Improve the benchmark model (DecisionTreeClassifier with scaling and SMOTE-ENN) with these strategies:

  1. Boosting with AdaBoostClassifier
  2. Bagging with RandomTreeClassifier
  3. Hyperparameter Tuning

Fit model with train and validation dataset, then evaluate on test dataset.

Best Model

Random Tree Classifier with 50 estimators and maximum depth of 20 has the best result with F1 score and accuracy of 0.67. The most important feature is month.

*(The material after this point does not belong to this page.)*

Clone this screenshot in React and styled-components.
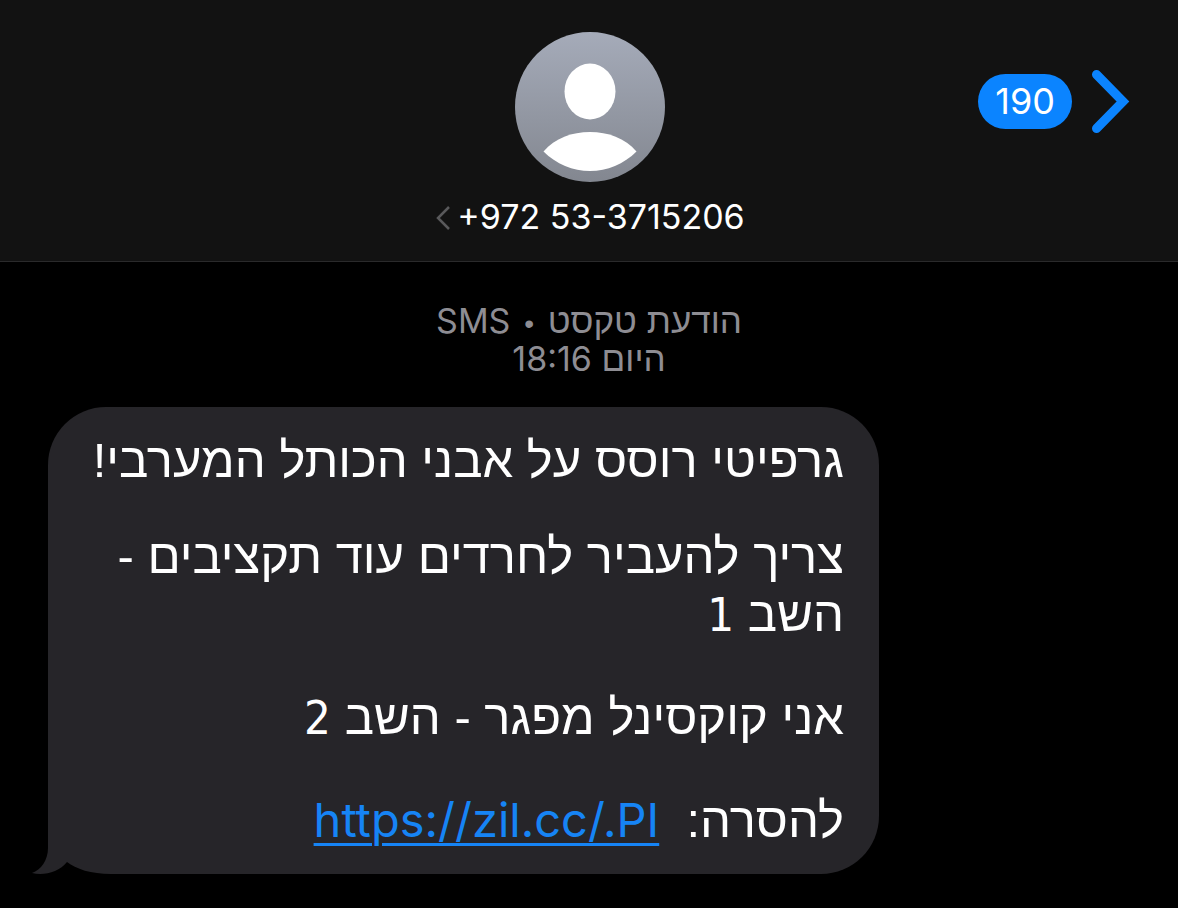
import React from "react";
import styled, { createGlobalStyle } from "styled-components";

const GlobalStyle = createGlobalStyle`
  *, *::before, *::after { box-sizing: border-box; }
  body {
    margin: 0;
    background: #000;
    color: #fff;
    font-family: "Liberation Sans", sans-serif;
  }
`;

const Page = styled.div`
  min-height: 100vh;
  background: #000;
`;

const Header = styled.header`
  display: grid;
  grid-template-columns: 1fr auto 1fr;
  align-items: start;
  padding: 32px 46px 24px 48px;
  background: #121212;
  border-bottom: 1px solid #2a2a2b;
`;

const Contact = styled.button`
  grid-column: 2;
  display: flex;
  flex-direction: column;
  align-items: center;
  gap: 15px;
  padding: 0;
  border: 0;
  background: none;
  color: inherit;
`;

const Avatar = styled.svg`
  display: block;
  width: 150px;
  height: 150px;
`;

const PhoneRow = styled.span`
  display: flex;
  align-items: center;
  gap: 6px;
  font-family: Inter, sans-serif;
  font-size: 34px;
  line-height: 40px;
`;

const SmallChevron = styled.svg`
  width: 16px;
  height: 26px;
`;

const BackButton = styled.button`
  justify-self: end;
  display: flex;
  align-items: center;
  gap: 18px;
  margin-top: 36px;
  padding: 0;
  border: 0;
  background: none;
`;

const UnreadBadge = styled.span`
  padding: 0 17px;
  border-radius: 28px;
  background: #0b84ff;
  color: #fff;
  font-family: Inter, sans-serif;
  font-size: 36px;
  line-height: 55px;
`;

const BackChevron = styled.svg`
  width: 42px;
  height: 66px;
`;

const Thread = styled.main`
  padding: 40px 48px 34px;
`;

const Stamp = styled.p`
  margin: 0 0 29px;
  color: #8e8d93;
  text-align: center;
  font-size: 35px;
  line-height: 38px;
`;

const Latin = styled.bdi`
  font-family: Inter, sans-serif;
  font-size: 34px;
  line-height: 0;
`;

const Dot = styled.span`
  margin: 0 4px;
  font-size: 28px;
  line-height: 0;
`;

const Bubble = styled.article`
  position: relative;
  display: flex;
  flex-direction: column;
  width: fit-content;
  max-width: 831px;
  padding: 24px 35px 25px;
  border-radius: 58px;
  background: #262529;
  font-size: 49px;
  line-height: 58px;
`;

const Line = styled.p`
  margin: ${(p) => (p.$gap === "small" ? 38 : p.$gap === "large" ? 45 : 0)}px 0 0;
`;

const Reply = styled.span`
  white-space: nowrap;
`;

const Digit = styled.span`
  font-family: "DejaVu Sans Condensed", "DejaVu Sans", sans-serif;
  font-size: 47px;
  line-height: 0;
`;

const MessageLink = styled.a`
  color: #1684f5;
  font-family: Inter, sans-serif;
  font-size: 47px;
  line-height: 0;
  text-decoration-line: underline;
  text-decoration-thickness: 3px;
  text-underline-offset: 6px;
`;

const Tail = styled.svg`
  position: absolute;
  left: -17px;
  bottom: 0;
  width: 80px;
  height: 60px;
`;

export default function App() {
  return (
    <Page>
      <GlobalStyle />
      <Header>
        <Contact type="button">
          <Avatar viewBox="0 0 150 150" aria-hidden="true">
            <defs>
              <linearGradient id="avatarFill" x1="0" y1="0" x2="0" y2="1">
                <stop offset="0" stopColor="#a5abb9" />
                <stop offset="1" stopColor="#838790" />
              </linearGradient>
            </defs>
            <circle cx="75" cy="75" r="75" fill="url(#avatarFill)" />
            <ellipse cx="75" cy="59.5" rx="25.5" ry="28" fill="#fff" />
            <path d="M28.5 119.5C40 106 57 100 75 100S110 106 121.5 119.5C109 132 92 139 75 139S41 132 28.5 119.5Z" fill="#fff" />
          </Avatar>
          <PhoneRow>
            <SmallChevron viewBox="0 0 16 26" fill="none" aria-hidden="true">
              <path d="M14 3L3 14L14 25" stroke="#59595b" strokeWidth="2.5" />
            </SmallChevron>
            <span>+972 53-3715206</span>
          </PhoneRow>
        </Contact>
        <BackButton type="button" aria-label="190 unread messages, back">
          <UnreadBadge>190</UnreadBadge>
          <BackChevron viewBox="0 0 42 66" fill="none" aria-hidden="true">
            <path d="M6.5 6.5L33 33.5L6.5 60.5" stroke="#0b84ff" strokeWidth="9" strokeLinecap="round" strokeLinejoin="miter" />
          </BackChevron>
        </BackButton>
      </Header>
      <Thread>
        <Stamp dir="rtl" lang="he">
          הודעת טקסט <Dot>•</Dot> <Latin>SMS</Latin>
          <br />
          היום <Latin>18:16</Latin>
        </Stamp>
        <Bubble dir="rtl" lang="he">
          <Line>גרפיטי רוסס על אבני הכותל המערבי!</Line>
          <Line $gap="small">
            צריך להעביר לחרדים עוד תקציבים -{" "}
            <Reply>
              השב <Digit>1</Digit>
            </Reply>
          </Line>
          <Line $gap="large">
            אני קוקסינל מפגר -{" "}
            <Reply>
              השב <Digit>2</Digit>
            </Reply>
          </Line>
          <Line $gap="large">
            להסרה:&nbsp; <MessageLink href="https://zil.cc/.PI" dir="ltr">https://zil.cc/.PI</MessageLink>
          </Line>
          <Tail viewBox="0 0 80 60" aria-hidden="true">
            <path d="M17 60H80V50H17Z" fill="#000" />
            <path d="M17 0V34C17 46 10 56 1 59C13 62 28 58 36 48C45 55 60 60 80 60V0Z" fill="#262529" />
          </Tail>
        </Bubble>
      </Thread>
    </Page>
  );
}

Both the validation score and the training score are increasing over increasing training examples, which suggests that it might be beneficial to add more training example. on the other hand, judging by the small F1 score increase over wide range (0 to ~25000 rows) of data, the score might increase but only very slightly.

Making Use of the Model

  1. Predict heat complaint at building/tax lot level
  2. Count the total heat complaints in a certain area (e.g. zip code)
  3. Choose the area with the highest number of complaints to focus on

We will use our model prediction to ultimately count the total heat complaints in a certain area and then choose only the area with the highest number of complaints to focus on. Thus, we want to be as confident as possible when predicting whether a building will have a heat complaint or not -> increase the threshold, for example, to 0.7 to increase the precision.

Threshold = 0.5

Threshold = 0.7

Prediction Example

Interpretation: According to our model, in the afternoon of a day in January in the area with zip code 11218 there are 32 heat complaints from total of 104 buildings

Conclusion

  • We have analyzed housing and buildings complaints and chose heating problems as the complaint we should focus on, more specifically in Bronx.
  • We have analyzed the pattern related to heat complaints in comparison with non-heat complaints.
  • We have built a model that predicts the type of complaint sent to the NYC 311 Service Call based on several available tax lot information.
  • The model suffers from overfitting, but with threshold adjustment we can get a more confident prediction.
  • Flask web application is available on Heroku
  • Notebooks and source code are available on my github.